Dessen ist sich auch der Stuttgarter Feuerwehrpräsident Frank Knödler bewusst. Mit 530 hauptamtlichen Stellen, verteilt auf fünf Bezirke, verfügt die Berufsfeuerwehr nicht einmal über die Hälfte der Stärke der Freiwilligen Kollegen. Das reiche nur durch die traditionell schlagkräftige Unterstützung aus. Unter anderem, um die vorgegebenen maximal zehn Minuten vom Alarm bis zum Eintreffen am Einsatzort gewährleisten zu können. Mit den derzeit 1100 Mitgliedern seien die Freiwilligen Feuerwehren nach wie vor gut aufgestellt: „Das ist aber die Mindestzahl, optimal wären 1200 Mitglieder“, sagt Knödler.
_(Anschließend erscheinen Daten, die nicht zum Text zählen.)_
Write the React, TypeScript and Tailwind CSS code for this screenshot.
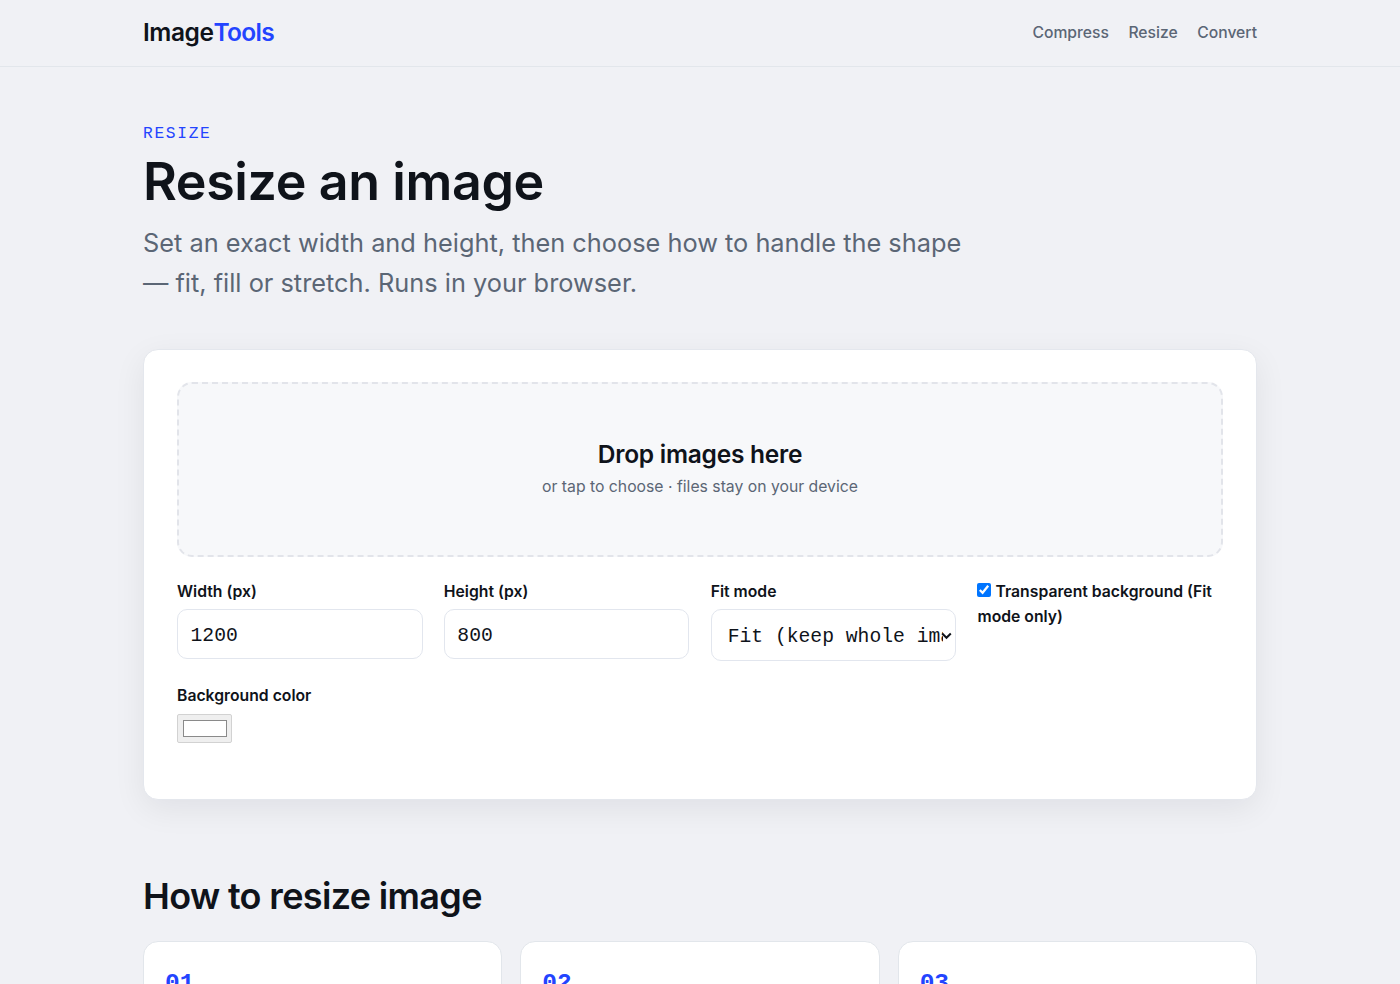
const navLinks = ["Compress", "Resize", "Convert"];

const sizeFields = [
  { id: "width", label: "Width (px)", value: "1200" },
  { id: "height", label: "Height (px)", value: "800" },
];

const steps = ["01", "02", "03"];

const Header = () => {
  return (
    <header className="h-[67px] border-b border-[#e2e6eb]">
      <div className="mx-auto flex h-[66px] w-[1114px] items-center justify-between">
        <a
          href="#"
          className="-mt-0.5 text-[24.5px] font-semibold tracking-[-0.45px] text-[#0f131a]"
        >
          Image
          <span className="tracking-[-0.7px] text-[#2344ff]">Tools</span>
        </a>

        <nav className="flex gap-[19.5px] text-[15.7px] font-medium text-[#5b6675]">
          {navLinks.map((link) => (
            <a key={link} href="#">
              {link}
            </a>
          ))}
        </nav>
      </div>
    </header>
  );
};

const Hero = () => {
  return (
    <section className="pt-[55px]">
      <p className="font-['Liberation_Mono',monospace] text-[16.2px] leading-6 tracking-[1.7px] text-[#2344ff]">
        RESIZE
      </p>
      <h1 className="mt-[6px] text-[52px] leading-[60px] font-semibold tracking-[-0.4px] whitespace-nowrap text-[#0f131a]">
        Resize an image
      </h1>
      <p className="mt-[11px] text-[25.35px] leading-[40.4px] whitespace-nowrap text-[#5b6675]">
        Set an exact width and height, then choose how to handle the shape
        <br />— fit, fill or stretch. Runs in your browser.
      </p>
    </section>
  );
};

const Resizer = () => {
  return (
    <section className="mt-[45px] h-[451px] rounded-[15px] border border-[#e4e7ed] bg-white px-[33px] pt-[32px] shadow-[0_9px_32px_rgba(15,19,26,0.07)]">
      <div className="flex h-[175px] flex-col items-center rounded-[15px] border-2 border-dashed border-[#e2e4ea] bg-[#f7f8fa] pt-[53px]">
        <h2 className="text-[24.5px] leading-[34px] font-semibold tracking-[-0.25px] text-[#0f131a]">
          Drop images here
        </h2>
        <p className="mt-[3px] text-[15.75px] leading-[26px] text-[#5b6675]">
          or tap to choose · files stay on your device
        </p>
      </div>

      <div className="mt-[22px] grid grid-cols-4 gap-x-[21.3px] text-[15.75px] font-semibold text-[#0f131a]">
        {sizeFields.map(({ id, label, value }) => (
          <div key={id}>
            <label htmlFor={id} className="block leading-[26px]">
              {label}
            </label>
            <input
              id={id}
              defaultValue={value}
              className="mt-[4px] block h-[50px] w-full rounded-[10px] border border-[#e2e6ee] bg-white px-[12.5px] pt-1 font-['Liberation_Mono',monospace] text-[19.7px] font-normal"
            />
          </div>
        ))}

        <div>
          <label htmlFor="fit" className="block leading-[26px]">
            Fit mode
          </label>
          <div className="relative mt-[4px] mb-px">
            <select
              id="fit"
              className="block h-[52px] w-full appearance-none rounded-[10px] border border-[#e2e6ee] bg-white pt-[5px] pr-[12px] pl-[16px] font-['Liberation_Mono',monospace] text-[19.7px] font-normal"
            >
              <option>Fit (keep whole image)</option>
              <option>Fill (crop to size)</option>
              <option>Stretch</option>
            </select>
            <svg
              viewBox="0 0 11 8"
              className="pointer-events-none absolute top-[23px] right-[4px] h-2 w-[11px]"
              fill="none"
              stroke="#0f131a"
              strokeWidth="2"
            >
              <path d="M1.2 1.5 5.5 5.8 9.8 1.5" />
            </svg>
          </div>
        </div>

        <label className="block leading-[25.5px]">
          <input
            type="checkbox"
            defaultChecked
            className="mr-[4px] size-[14px]"
          />
          Transparent background (Fit mode only)
        </label>
      </div>

      <div className="mt-[21px] text-[15.75px] font-semibold text-[#0f131a]">
        <label htmlFor="background" className="block leading-[26px]">
          Background color
        </label>
        <button
          id="background"
          className="mt-[5px] flex h-[29px] w-[55px] items-center justify-center rounded-[2px] border border-[#d2d2d2] bg-[#efefef]"
        >
          <span className="h-[17px] w-[44px] border border-[#8a8a8a] bg-white" />
        </button>
      </div>
    </section>
  );
};

const HowTo = () => {
  return (
    <section className="mt-[73px]">
      <h2 className="text-[36px] leading-[46px] font-semibold tracking-[-0.65px] text-[#0f131a]">
        How to resize image
      </h2>
      <div className="mt-[22px] grid grid-cols-3 gap-[18px]">
        {steps.map((step) => (
          <div
            key={step}
            className="h-[190px] rounded-[15px] border border-[#e2e6eb] bg-white px-[21px] pt-[23px]"
          >
            <span className="block font-['Liberation_Mono',monospace] text-[24.5px] leading-[38px] font-bold text-[#2344ff]">
              {step}
            </span>
          </div>
        ))}
      </div>
    </section>
  );
};

export default function App() {
  return (
    <div className="h-[984px] overflow-hidden bg-[#f0f1f5] font-['Inter',sans-serif]">
      <Header />
      <main className="mx-auto w-[1114px]">
        <Hero />
        <Resizer />
        <HowTo />
      </main>
    </div>
  );
}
In Hedelfingen und Rohracker handele es sich um punktuelle demografische Dellen. Aber es sei grundsätzlich immer schwieriger, im Zuge der beruflich geforderten Flexibilität den nötigen Nachwuchs zu genieren. „Wir müssen den Finger jetzt in die Wunde legen, nicht erst, wenn es zu spät ist.“ Auch vor diesem Hintergrund hat das Land geplant, eine neue Werbekampagne ins Leben zu rufen. „An diese wollen wir uns in der Stadt beteiligen“, verspricht Knödler. Unter anderem kann er sich großflächige Plakate auf Stadtbahnen und Bussen vorstellen, wie es in Hessen üblich ist. Zudem will der Stadtfeuerwehrverband im kommenden Doppelhaushalt weitere Stellen beantragen, unter anderem zum ersten Mal einen hauptamtlichen Jugendbeauftragten. Beides habe zum Ziel, den nötigen Nachwuchs gewinnen zu können. Auch beim Pilotprojekt in jungen Jahren, damit sie den „Geruch der Feuerwehr“ früh aufnehmen können. Denn sollte die Mitgliederzahl irgendwann weiter fallen, betont Knödler, „müsste die Berufsfeuerwehr aufgestockt werden, um die gesetzliche Sicherungspflicht gewährleisten zu können“.